Tuesday, September 6, 2016

Musings

Yesterday morning I was gazing out of my kitchen window while doing my dishes. My neighbors were out in their yard enjoying the beautiful morning. It appeared to be an adult daughter and her mother. They were at total ease with each other, the way most healthy mother daughter relationships seem to be. It gave me that uncomfortable ache that I try like hell to ignore. That void in your soul that is just there, and it's not going away. I never had that with my birth mother as a child or teenager. And I also never had that with my adoptive mother. As a matter of fact, at this point I have zero relationship with either. My adoptive mom tried, she really did. But we are two very different people with very different outlooks on life. And My adoptive mom cannot handle the fact that I don't share her religious beliefs. It's a big problem. I think when she adopted me she assumed I would just discover that their way is the right way. She never stopped to consider what would happen if I didn't "see the light"
The funny thing is that I feel like I would have a good relationship with my birth mother as an adult. I've come to accept that I am so like her, good and bad.

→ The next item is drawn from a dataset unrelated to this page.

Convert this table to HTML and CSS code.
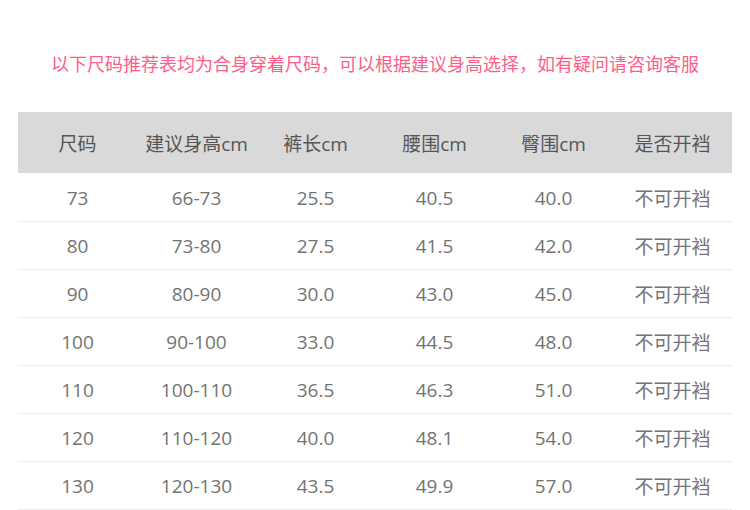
FILE: index.html
```html
<!DOCTYPE html>
<html lang="zh">
<head>
<meta charset="utf-8">
<link rel="stylesheet" href="styles.css">
</head>
<body>
<div class="page">
  <p class="note">以下尺码推荐表均为合身穿着尺码，可以根据建议身高选择，如有疑问请咨询客服</p>
  <div class="size-table">
    <div class="row head"><span>尺码</span><span>建议身高cm</span><span>裤长cm</span><span>腰围cm</span><span>臀围cm</span><span>是否开裆</span></div>
    <div class="row"><span>73</span><span>66-73</span><span>25.5</span><span>40.5</span><span>40.0</span><span>不可开裆</span></div>
    <div class="row"><span>80</span><span>73-80</span><span>27.5</span><span>41.5</span><span>42.0</span><span>不可开裆</span></div>
    <div class="row"><span>90</span><span>80-90</span><span>30.0</span><span>43.0</span><span>45.0</span><span>不可开裆</span></div>
    <div class="row"><span>100</span><span>90-100</span><span>33.0</span><span>44.5</span><span>48.0</span><span>不可开裆</span></div>
    <div class="row"><span>110</span><span>100-110</span><span>36.5</span><span>46.3</span><span>51.0</span><span>不可开裆</span></div>
    <div class="row"><span>120</span><span>110-120</span><span>40.0</span><span>48.1</span><span>54.0</span><span>不可开裆</span></div>
    <div class="row"><span>130</span><span>120-130</span><span>43.5</span><span>49.9</span><span>57.0</span><span>不可开裆</span></div>
  </div>
</div>
</body>
</html>
```

FILE: styles.css
```css
html, body {
  margin: 0;
  padding: 0;
  background: #fff;
}
body {
  font-family: "Open Sans", "Noto Sans CJK SC", sans-serif;
}
.page {
  width: 750px;
  padding: 0 18px;
  box-sizing: border-box;
}
.note {
  margin: 0;
  padding-top: 50px;
  height: 62px;
  box-sizing: border-box;
  line-height: 26px;
  text-align: center;
  font-family: "Noto Sans CJK SC", sans-serif;
  font-size: 18px;
  color: #ff5d89;
  white-space: nowrap;
}
.size-table {
  margin-top: 50px;
  width: 714px;
  display: flex;
  flex-direction: column;
}
.row {
  display: grid;
  grid-template-columns: repeat(6, 1fr);
  height: 48px;
  box-sizing: border-box;
  border-bottom: 1px solid #ededed;
  align-items: center;
  text-align: center;
  font-size: 19px;
  color: #737373;
}
.row.head {
  height: 61px;
  margin-bottom: 1px;
  background: #d9d9d9;
  border-bottom: none;
  color: #555;
}
```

I think we could have worked through our issues, and maybe become friends. Maybe not, I'll never know. But, I think it would be helpful to at least be able to talk to someone who thinks like me, and feels like me.
I feel like it must be a very comforting feeling to have someone who will always be there for you, and always listen to you. Someone you can confide in, and who will give you a hug when you need it. That person who will come and take care of you when you're sick, go shopping with you and watch movies when you're well.